In the not too distant future, broadband content will lead all revenue sources enabled by communications networks. Operational Support System (OSS) product vendors and service providers understand next-generation OSSs must enable the creation of new business products, while network infrastructure plays a supporting role. Good marketing to spur demand, is only successful if it can deliver what it promises. Knowledge of network infrastructure and corresponding customer connectivity is the basis for effective service fulfillment and assurance in a competitive environment.

With enhanced geodata display capability, users can select, display, report, and subsequently analyze aspects of their facilities infrastructure by combining it with data from external sources. Sharing facility data can allow views superimposed on image data, demographics, customer location, street network, and boundary data thereby supporting efficient management of customer connectivity contributing to low cost, high quality of service.

Overview
This paper presents a description of a geodata viewing and reporting product (GeoData Display) that is intended to provide utility industry users read-only access to spatial and tabular facilities data in a spatially enabled database. In general, the purpose of a such a geo-display product is to provide a variety of methods, techniques, and approaches for the user to explore and analyze their geo-referenced data.

Users can select, display, report, and subsequently analyze aspects of their facilities infrastructure by combining it with external data sources. For example, views of facilities superimposed on image data, demographics, customer location, street network, and boundary data can support trouble management, dispatching, maintenance & repair, Continuing Property Reporting (CPR), and CBUD (Call Before You Dig) activities.

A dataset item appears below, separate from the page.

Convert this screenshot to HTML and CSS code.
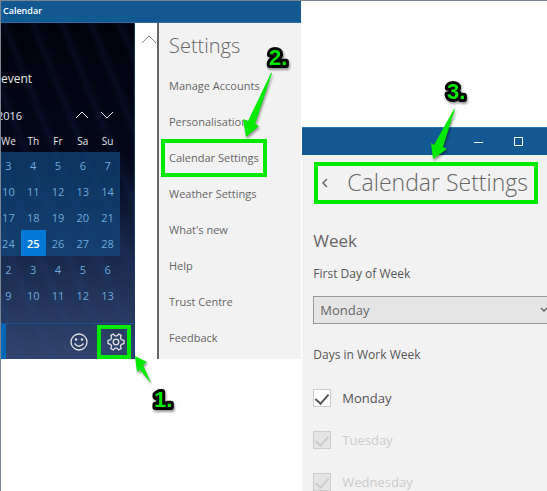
FILE: index.html
```html
<!DOCTYPE html>
<html lang="en">
<head>
    <meta charset="UTF-8">
    <meta name="viewport" content="width=device-width, initial-scale=1.0">
    <title>Calendar Settings</title>
    <link rel="stylesheet" href="styles.css">
</head>
<body>
    <div id="wrapper">
        <!-- calendar with settings menu -->
        <div class="window main-window">
            <header class="titlebar">Calendar</header>
            <div class="window-body">
                <section class="calendar">
                    <div class="event">event</div>
                    <div class="month">
                        <span class="year">2016</span>
                        <button type="button" class="icon-btn" aria-label="Previous month">
                            <svg width="14" height="8" viewBox="0 0 14 8"><path d="M1 7L7 1L13 7"/></svg>
                        </button>
                        <button type="button" class="icon-btn" aria-label="Next month">
                            <svg width="14" height="8" viewBox="0 0 14 8"><path d="M1 1L7 7L13 1"/></svg>
                        </button>
                    </div>
                    <table class="days">
                        <thead>
                            <tr><th>We</th><th>Th</th><th>Fr</th><th>Sa</th><th>Su</th></tr>
                        </thead>
                        <tbody class="current">
                            <tr><td>3</td><td>4</td><td>5</td><td>6</td><td>7</td></tr>
                            <tr><td>10</td><td>11</td><td>12</td><td>13</td><td>14</td></tr>
                            <tr><td>17</td><td>18</td><td>19</td><td>20</td><td>21</td></tr>
                            <tr><td>24</td><td class="today">25</td><td>26</td><td>27</td><td>28</td></tr>
                        </tbody>
                        <tbody>
                            <tr><td>2</td><td>3</td><td>4</td><td>5</td><td>6</td></tr>
                            <tr><td>9</td><td>10</td><td>11</td><td>12</td><td>13</td></tr>
                        </tbody>
                    </table>
                    <footer class="toolbar">
                        <button type="button" class="icon-btn smiley" aria-label="Feedback">
                            <svg width="20" height="20" viewBox="0 0 20 20">
                                <circle cx="10" cy="10" r="8"/>
                                <path d="M5.5 11.5Q10 17 14.5 11.5"/>
                                <circle class="eye" cx="7" cy="7.5" r="1.2"/>
                                <circle class="eye" cx="13" cy="7.5" r="1.2"/>
                            </svg>
                        </button>
                        <button type="button" class="icon-btn gear marked" aria-label="Settings">
                            <svg width="18" height="18" viewBox="0 0 18 18">
                                <path d="M6.3 1L8 2.9H10L11.7 1L14.1 2.4L13.4 4.9L14.4 6.7L17 7.4V10.6L14.4 11.3L13.4 13.1L14.1 15.6L11.7 17L10 15.1H8L6.3 17L3.9 15.6L4.6 13.1L3.6 11.3L1 10.6V7.4L3.6 6.7L4.6 4.9L3.9 2.4Z"/>
                                <circle cx="9" cy="9" r="2.8"/>
                            </svg>
                        </button>
                    </footer>
                </section>
                <div class="scroll-strip">
                    <button type="button" class="icon-btn" aria-label="Scroll up">
                        <svg width="16" height="9" viewBox="0 0 16 9"><path d="M1 8L8 1L15 8"/></svg>
                    </button>
                </div>
                <nav class="settings">
                    <h1>Settings</h1>
                    <a href="#">Manage Accounts</a>
                    <a href="#">Personalisation</a>
                    <a href="#" class="marked">Calendar Settings</a>
                    <a href="#">Weather Settings</a>
                    <a href="#">What's new</a>
                    <a href="#">Help</a>
                    <a href="#">Trust Centre</a>
                    <a href="#">Feedback</a>
                </nav>
            </div>
        </div>

        <!-- calendar settings page -->
        <div class="window detail-window">
            <header class="titlebar">
                <button type="button" class="icon-btn" aria-label="Minimise">
                    <svg width="10" height="10" viewBox="0 0 10 10"><path d="M0 5.5H9"/></svg>
                </button>
                <button type="button" class="icon-btn" aria-label="Maximise">
                    <svg width="10" height="10" viewBox="0 0 10 10"><path d="M.5 .5H8.5V8.5H.5Z"/></svg>
                </button>
            </header>
            <form class="detail">
                <div class="page-title marked">
                    <button type="button" class="icon-btn" aria-label="Back">
                        <svg width="6" height="10" viewBox="0 0 6 10"><path d="M5 1L1 5L5 9"/></svg>
                    </button>
                    <h2>Calendar Settings</h2>
                </div>
                <h3>Week</h3>
                <label class="caption" for="firstDay">First Day of Week</label>
                <div class="select-box">
                    <select id="firstDay">
                        <option>Monday</option>
                        <option>Tuesday</option>
                        <option>Wednesday</option>
                    </select>
                    <svg width="8" height="6" viewBox="0 0 8 6"><path d="M1 1L4 4L7 1"/></svg>
                </div>
                <fieldset>
                    <legend class="caption">Days in Work Week</legend>
                    <label class="check"><input type="checkbox" checked>Monday</label>
                    <label class="check off"><input type="checkbox" checked disabled>Tuesday</label>
                    <label class="check off"><input type="checkbox" checked disabled>Wednesday</label>
                </fieldset>
            </form>
        </div>

        <!-- step numbers and arrows -->
        <svg class="steps" width="547" height="491" viewBox="0 0 547 491">
            <path d="M135 356L147 362L143 365L151 383L140 370L137 372Z"/>
            <path d="M272 73L255 124L259 126L246 137L243 119L248 121L271 73Z"/>
            <path d="M455 109L443 147L447 149L433 159L431 143L434 145L454 109Z"/>
            <text x="154" y="407">1.</text>
            <text x="269" y="65">2.</text>
            <text x="447" y="99">3.</text>
        </svg>
    </div>
</body>
</html>
```

FILE: styles.css
```css
* {
    box-sizing: border-box;
}
body {
    margin: 0;
    background: #fff;
    color: #666;
    font-family: "Open Sans", "Noto Sans", sans-serif;
    font-size: 12px;
}
#wrapper {
    position: relative;
    display: flex;
    align-items: flex-start;
    gap: 1px;
    min-height: 100vh;
    overflow: hidden;
    border-top: 1px solid #7c8594;
    border-left: 1px solid #7c8594;
}
h1, h2, h3 {
    margin: 0;
    font-weight: 300;
}
.icon-btn {
    display: flex;
    align-items: center;
    justify-content: center;
    padding: 0;
    border: none;
    background: none;
    color: inherit;
}
svg {
    fill: none;
    stroke: currentColor;
}
.marked {
    outline: 4px solid #00ea00;
}
.titlebar {
    display: flex;
    align-items: center;
    background: #125893;
    color: #fff;
}

/* left window */
.main-window {
    flex: 0 0 55%;
}
.main-window .titlebar {
    height: 22px;
    padding-left: 2px;
    padding-bottom: 3px;
    font-size: 9px;
    font-weight: 600;
    border-bottom: 1px solid #2a6ba3;
}
.window-body {
    display: flex;
}
.calendar {
    flex: 0 0 134px;
    display: flex;
    flex-direction: column;
    overflow: hidden;
    color: #e4e4e4;
    background:
        repeating-linear-gradient(68deg, transparent 0 14px, rgba(40, 80, 160, .1) 20px, transparent 27px),
        linear-gradient(#01020c 0%, #030719 40%, #17284a 68%, #30446d 100%);
    border-right: 1px solid #1b3a66;
}
.event {
    margin-top: 46px;
    font-size: 12px;
    line-height: 20px;
}
.month {
    display: flex;
    align-items: center;
    height: 20px;
    margin: 16px 15px 0 -4px;
}
.month .icon-btn {
    width: 25px;
    height: 20px;
}
.year {
    flex: 1;
    font-size: 11px;
}
.days {
    width: 124px;
    margin: 4px 0 0 -5px;
    border-collapse: collapse;
    table-layout: fixed;
    text-align: center;
    font-size: 11px;
}
.days th {
    height: 23px;
    padding: 0;
    font-size: 10px;
    font-weight: 400;
}
.days td {
    height: 26px;
    padding: 0;
    color: #6fa9dc;
}
.current {
    background: rgba(18, 76, 132, .65);
}
.days .today {
    background: #0078d7;
    color: #fff;
    font-weight: 600;
}
.toolbar {
    display: flex;
    align-items: center;
    justify-content: flex-end;
    gap: 12px;
    height: 36px;
    margin-top: 15px;
    padding-right: 7px;
    border-top: 1px solid #1f4f86;
    border-left: 5px solid #0067b8;
}
.gear {
    width: 26px;
    height: 26px;
    padding-left: 4px;
}
.gear svg, .smiley svg {
    stroke-width: 1.3;
}
.eye {
    fill: currentColor;
    stroke: none;
}
.scroll-strip {
    flex: 0 0 23px;
    padding: 12px 0 0 6px;
    border-right: 2px solid #666;
    color: #888;
}
.settings {
    flex: 1;
    display: flex;
    flex-direction: column;
    align-items: flex-start;
    gap: 6px;
    padding: 6px 0 5px 6px;
    background: #f2f2f2;
}
.settings h1 {
    margin-bottom: 2px;
    padding-left: 4px;
    font-size: 20px;
    line-height: 34px;
}
.settings a {
    height: 30px;
    padding: 0 4px;
    color: #666;
    font-size: 11px;
    line-height: 30px;
    text-decoration: none;
}

/* right window */
.detail-window {
    flex: 1;
    min-width: 0;
    min-height: calc(100vh - 127px);
    margin-top: 126px;
    overflow: hidden;
    background: #f2f2f2;
}
.detail-window .titlebar {
    justify-content: flex-end;
    gap: 12px;
    height: 28px;
    padding-right: 14px;
    border-top: 1px solid #2878b8;
}
.detail-window .titlebar .icon-btn {
    width: 28px;
    height: 28px;
}
.detail {
    padding: 11px 0 0 11px;
}
.page-title {
    display: flex;
    align-items: center;
    height: 34px;
    margin: 0 13px 0 5px;
}
.page-title .icon-btn {
    width: 14px;
    height: 34px;
}
.page-title .icon-btn svg {
    stroke-width: 1.5;
}
.page-title h2 {
    margin-left: 15px;
    padding-bottom: 2px;
    font-size: 23px;
    line-height: 32px;
    white-space: nowrap;
}
.detail h3 {
    margin-top: 28px;
    font-size: 17px;
    font-weight: 400;
    line-height: 26px;
}
.caption {
    display: block;
    margin-top: 10px;
    padding: 0;
    color: #555;
    line-height: 20px;
}
.select-box {
    position: relative;
    margin: 12px -6px 0 0;
}
.select-box select {
    width: 100%;
    height: 28px;
    padding: 0 6px;
    border: 1px solid #999;
    border-radius: 0;
    appearance: none;
    background: #e5e5e5;
    color: #666;
    font: inherit;
    font-size: 13px;
}
.select-box svg {
    position: absolute;
    top: 11px;
    right: 5px;
    stroke-width: 1.5;
}
fieldset {
    margin: 21px 0 0;
    padding: 0;
    border: none;
}
.check {
    display: flex;
    align-items: center;
    gap: 11px;
    height: 18px;
    margin-top: 24px;
    color: #555;
    font-size: 13px;
}
.check input {
    display: flex;
    justify-content: center;
    width: 18px;
    height: 18px;
    margin: 0;
    border: 1px solid #ccc;
    appearance: none;
    background: #fff;
}
.check input::after {
    content: "";
    width: 6px;
    height: 11px;
    margin-top: 1px;
    border: solid #555;
    border-width: 0 2px 2px 0;
    transform: rotate(42deg);
}
.check.off {
    color: #ccc;
}
.check.off input {
    background: #e5e5e5;
}
.check.off input::after {
    border-color: #ccc;
}

.steps {
    position: absolute;
    top: -1px;
    left: -1px;
    pointer-events: none;
    fill: #00ea00;
    stroke: none;
    filter: drop-shadow(1px 2px 1px rgba(0, 0, 0, .4));
}
.steps text {
    font-family: "Liberation Sans", Arial, sans-serif;
    font-size: 22px;
    font-weight: 700;
    stroke: #000;
    stroke-width: 6px;
    stroke-linejoin: round;
    paint-order: stroke;
}
```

The full featured GeoData Display tool would support external data combined with spatially enabled facility data by accessing other data sources over the enterprise information bus. In this manner operational data, customer records, trouble reports, utilization data, and demographic data can be merged allowing unprecedented views of the current (or historical) state of the business (Figure 1).


Figure 1: Geodata Display Product

The term "spatial analysis" encompasses a wide range of techniques for analyzing, visualizing, simplifying, and theorizing about spatially-enabled data. Methods of spatial analysis can be as simple as taking measurements from a map or as sophisticated as the most abstract forms of mathematical statistics.